What this task involves: Copy every line that mentions the word "React".

Data segment:
•••••
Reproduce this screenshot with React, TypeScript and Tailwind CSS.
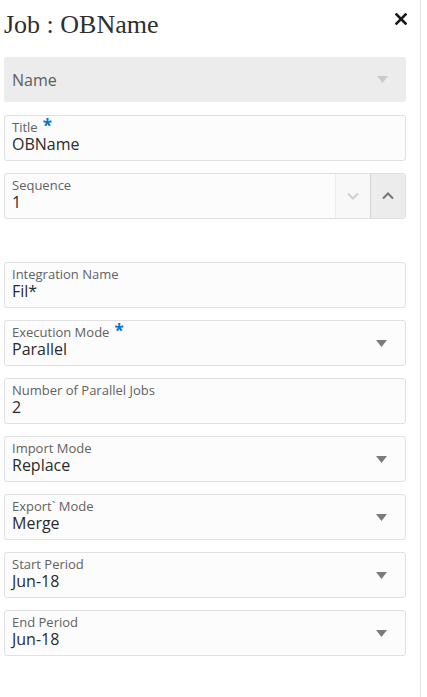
import React from "react";

const sans = { fontFamily: '"Open Sans", "Noto Sans", sans-serif' };

function Caret({ light }: { light?: boolean }) {
  return (
    <svg width="11" height="7" viewBox="0 0 11 7" className="shrink-0">
      <polygon points="0,0 11,0 5.5,7" fill={light ? "#c9c9c9" : "#7b7b7b"} />
    </svg>
  );
}

function Star() {
  return (
    <span className="ml-[5px] inline-block align-top text-[17px] font-bold leading-[11px] text-[#0572ce]">*</span>
  );
}

function Field({
  label,
  value,
  required,
  select,
}: {
  label: string;
  value: string;
  required?: boolean;
  select?: boolean;
}) {
  return (
    <div className="flex h-[46px] items-stretch rounded-[3px] border border-[#e0e0e0] bg-[#fcfcfc]">
      <div className="flex min-w-0 flex-1 flex-col pl-[7px] pt-[4px]">
        <div className="text-[13px] leading-[14px] text-[#626262]">
          {label}
          {required && <Star />}
        </div>
        <div className="text-[16px] leading-[20px] text-[#2b2b2b]">{value}</div>
      </div>
      {select && (
        <div className="flex w-[50px] items-center justify-center pl-[2px]">
          <Caret />
        </div>
      )}
    </div>
  );
}

export default function App() {
  return (
    <div className="flex min-h-[697px] w-[427px] bg-white" style={sans}>
      <div className="w-[421px] border-r border-[#e3e3e3] pb-[40px] pl-[4px] pr-[14px] pt-[10px]">
        <div className="flex items-start justify-between">
          <h1
            className="text-[26px] leading-[30px] text-[#2e2e2e]"
            style={{ fontFamily: '"Liberation Serif", "Times New Roman", serif' }}
          >
            Job : OBName
          </h1>
          <svg width="12" height="12" viewBox="0 0 12 12" className="mr-[-1px] mt-[3px]">
            <path d="M1.5 1.5 L10.5 10.5 M10.5 1.5 L1.5 10.5" stroke="#1a1a1a" strokeWidth="2.6" strokeLinecap="square" />
          </svg>
        </div>

        <div className="mt-[17px] flex flex-col gap-[12px]">
          <div className="flex h-[45px] items-center rounded-[3px] bg-[#ececec] pl-[8px]">
            <div className="flex-1 text-[16px] text-[#5c5c5c]">Name</div>
            <div className="flex w-[50px] items-center justify-center pl-[2px]">
              <Caret light />
            </div>
          </div>

          <div className="mt-[1px]">
            <Field label="Title" value="OBName" required />
          </div>

          <div className="flex h-[46px] items-stretch rounded-[3px] border border-[#e0e0e0] bg-[#fcfcfc]">
            <div className="flex min-w-0 flex-1 flex-col pl-[7px] pt-[4px]">
              <div className="text-[13px] leading-[14px] text-[#626262]">Sequence</div>
              <div className="text-[16px] leading-[20px] text-[#2b2b2b]">1</div>
            </div>
            <div className="flex w-[35px] items-center justify-center border-l border-[#ececec] bg-[#f8f8f8]">
              <svg width="12" height="8" viewBox="0 0 12 8">
                <path d="M1 1.5 L6 6.5 L11 1.5" fill="none" stroke="#cfcfcf" strokeWidth="2" />
              </svg>
            </div>
            <div className="flex w-[35px] items-center justify-center rounded-r-[3px] border-l border-[#d3d3d3] bg-[#ececec]">
              <svg width="12" height="8" viewBox="0 0 12 8">
                <path d="M1 6.5 L6 1.5 L11 6.5" fill="none" stroke="#767676" strokeWidth="2" />
              </svg>
            </div>
          </div>

          <div className="h-[19px]" />

          <Field label="Integration Name" value="Fil*" />
          <Field label="Execution Mode" value="Parallel" required select />
          <Field label="Number of Parallel Jobs" value="2" />
          <Field label="Import Mode" value="Replace" select />
          <Field label="Export` Mode" value="Merge" select />
          <Field label="Start Period" value="Jun-18" select />
          <Field label="End Period" value="Jun-18" select />
        </div>
      </div>
    </div>
  );
}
•••••
Reply to the task:
Reproduce this screenshot with React, TypeScript and Tailwind CSS.
import React from "react";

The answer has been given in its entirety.